I’m interested in your choice of structure for this novel. What challenges did you face employing polyphonic voices and unreliable narrators? In the end, is this the only way the story could be told? What structures did you jettison along the way, and why?
It was the only way the story could be told by me. Believe me, I tried every other way first. This seems to be typical of the way I work. More out of desperation than orderly process. Everything fails, then one day one more bright idea surfaces and I try it out. Chief reasons other structures didn’t work: I couldn’t seem to get at the whole story; and, in particular concerning the option of using a conventional third person omniscient narrator, I as usual couldn’t find a voice that I liked or believed.
As for the challenges of so many voices: of course, avoiding confusing people. I’m not sure if I’ve succeeded at this or not. Some people have said they’d like to read the book twice. I suppose this could be a good thing or bad thing. Also, Rashomon problems–getting contrasting viewpoints on the same basic stories right.
I’m not sure about the unreliable narrators. Unreliable to whom? It’s not like the facts of the story are really proving anyone unreliable. It’s more about how the reader might view the facts. If they view the facts one way, x is unreliable. If they view them another, y is unreliable.
As I was reading your novel, marveling at the way you conducted your small orchestra of voice, I couldn’t help thinking about how Hill Street Blues essentially invented multiple storylines, now a staple of television series as different as Sopranos, Mad Men, Breaking Bad, and Californication.
Yes, Hill Street did do that. And yes, working on that show with so many storylines probably did give me a certain comfort level with multiples voices. One thing you have the potential to get is an atmosphere that’s more than the sum of the parts. You could also get simply chaos, of course. But if it works right, there’s an unstated bonus. As it’s sometimes said, “a whole world” is created.
There is a dialectical relationship between your characters and the city of Berlin, which functions as a fourteenth character in the novel. Does the city shape the characters, or the characters the city?
I don’t hold myself out as an expert on the city. There is, however, a narrow slice of it that I was exposed to, perhaps inadvertently deeply, and that slice had, among other things, in my understanding of it, a strong mixture of death and Eros, two things traditionally intertwined.
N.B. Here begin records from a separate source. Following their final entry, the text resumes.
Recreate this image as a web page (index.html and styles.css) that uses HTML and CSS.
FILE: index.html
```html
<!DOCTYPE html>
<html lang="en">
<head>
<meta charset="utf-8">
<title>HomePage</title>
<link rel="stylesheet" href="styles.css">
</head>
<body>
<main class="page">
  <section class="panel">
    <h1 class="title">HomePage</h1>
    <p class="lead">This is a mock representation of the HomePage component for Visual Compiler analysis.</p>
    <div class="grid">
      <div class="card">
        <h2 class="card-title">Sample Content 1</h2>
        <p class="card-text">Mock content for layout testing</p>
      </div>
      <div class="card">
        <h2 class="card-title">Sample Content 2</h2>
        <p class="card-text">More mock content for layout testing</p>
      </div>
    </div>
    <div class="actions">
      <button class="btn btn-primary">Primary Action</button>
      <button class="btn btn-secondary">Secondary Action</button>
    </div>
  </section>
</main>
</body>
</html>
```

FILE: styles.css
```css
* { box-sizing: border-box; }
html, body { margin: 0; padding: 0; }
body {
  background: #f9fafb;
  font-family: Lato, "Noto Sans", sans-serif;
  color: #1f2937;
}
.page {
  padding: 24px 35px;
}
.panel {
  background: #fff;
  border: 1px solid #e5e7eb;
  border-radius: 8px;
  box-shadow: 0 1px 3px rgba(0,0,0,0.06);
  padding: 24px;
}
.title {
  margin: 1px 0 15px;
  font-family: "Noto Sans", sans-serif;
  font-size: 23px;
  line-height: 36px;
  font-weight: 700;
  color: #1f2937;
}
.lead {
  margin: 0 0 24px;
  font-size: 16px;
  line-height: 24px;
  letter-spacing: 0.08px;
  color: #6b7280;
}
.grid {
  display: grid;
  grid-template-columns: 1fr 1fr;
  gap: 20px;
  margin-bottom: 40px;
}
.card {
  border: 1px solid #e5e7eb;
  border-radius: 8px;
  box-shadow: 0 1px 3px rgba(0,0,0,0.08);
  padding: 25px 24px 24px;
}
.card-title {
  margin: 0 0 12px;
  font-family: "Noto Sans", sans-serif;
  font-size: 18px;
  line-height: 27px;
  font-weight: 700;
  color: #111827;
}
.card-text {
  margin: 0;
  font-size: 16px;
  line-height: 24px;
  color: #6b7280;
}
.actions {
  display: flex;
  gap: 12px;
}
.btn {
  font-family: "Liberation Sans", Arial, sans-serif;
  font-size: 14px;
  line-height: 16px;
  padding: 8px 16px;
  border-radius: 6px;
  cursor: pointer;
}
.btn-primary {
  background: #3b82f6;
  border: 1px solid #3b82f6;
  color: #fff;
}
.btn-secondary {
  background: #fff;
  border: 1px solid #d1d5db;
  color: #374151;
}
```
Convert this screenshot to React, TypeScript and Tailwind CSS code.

I think that ethos of death and Eros, whether I’ve imposed it on that slice of the city or correctly interpreted it, is reflected in the book’s characters. It seems to me in these equations that the city provides the history and the characters provide the present. Roughly speaking, anyway.
No place has rehashed its past as Berlin has, and yet far from settling the past, the rehashing keeps it alive. In a sense, my characters are part of that rehashing. Some seem to sacrifice their lives for it.
The story of the Jews has always centered on exodus and exile. Berlin Cantata features remnant Jews, secret GDR Jews , Soviet Jews – and raises important questions about Zionism, military occupation, and the fate of the Palestinian people. Berlin and Jerusalem have both been divided cities.
I had never thought before about this similarity of division. But I think you must be onto something, because it reminded me that when I was in law school, many years ago, my third year paper was a proposal for the internationalization of Jerusalem. It was idealistic and hopeless. My teacher sent it off to the Carnegie Endowment for Peace. So the attitude expressed by the character of Franz Rosen in the book, of wishing to do something to compensate for Middle East injustice, has been with me for a long time.
On the subject of exodus and exile: not to get too fancy about it, but the world seems awash in exiles these days, you can be an exile even in your own house, in your own mind, and so on. Negotiating the terms of exile, finding a way to live with others when no one’s really at home: this seems to me like a challenge for us.
You did not start writing novels until you were sixty years old. Do you prefer writing novels and short stories to screenwriting, and what do you see as the essential difference(s)?
Actually, I didn’t publish a novel till I was sixty. When I was young, I wrote several drafts of things. I came back to fiction a) because I always meant to; b) because I could see that, while it was a fine marriage while it lasted, the things I had still to express would not be anything that the television industry itself was likely to want to express, particularly in the specific terms in which I would want to express them, and I didn’t want to express them in any other than my particular terms, for fear that they would come out as lies; and c) I could afford to. One good thing about TV for a writer if you’re lucky is that you can amortize a few good years over a lifetime of otherwise penurious labor. Another good thing is that, like journalism, it’s a gaping, demanding maw that forces you to write, that isn’t interested in excuses.
One big difference between a screenplay and a novel, which becomes more obvious when you actually have to do it: you don’t have to know nearly as much to write a screenplay; you’ve got these wonderful actors to fill things in for you and they don’t even want to be told too much what to do. Another big difference: film is not very good as an abstract medium, at least not as it’s developed so far. Its great trump card–its apparent naturalism–is actually a huge limitation as well. I like film, but if I had one vote, it would be for books, despite how much has been already rung out of them over the centuries.
When you wrote for Hill Street Blues, you recruited your roommate at Yale, David Milch, who later went on to create NYPD Blues and Deadwood, as well as Big Apple, and Luck, featuring Dustin Hoffmann, (which was cancelled earlier this year before it found its audience). Are you still in touch with Milch, and do the two of you have plans to work together again?
Actually I did have lunch with David, two weeks ago, and we did talk about whether we might ever work together again. But who knows?
What are you working on now?
A love story. Though I suppose I should add: ask me again tomorrow.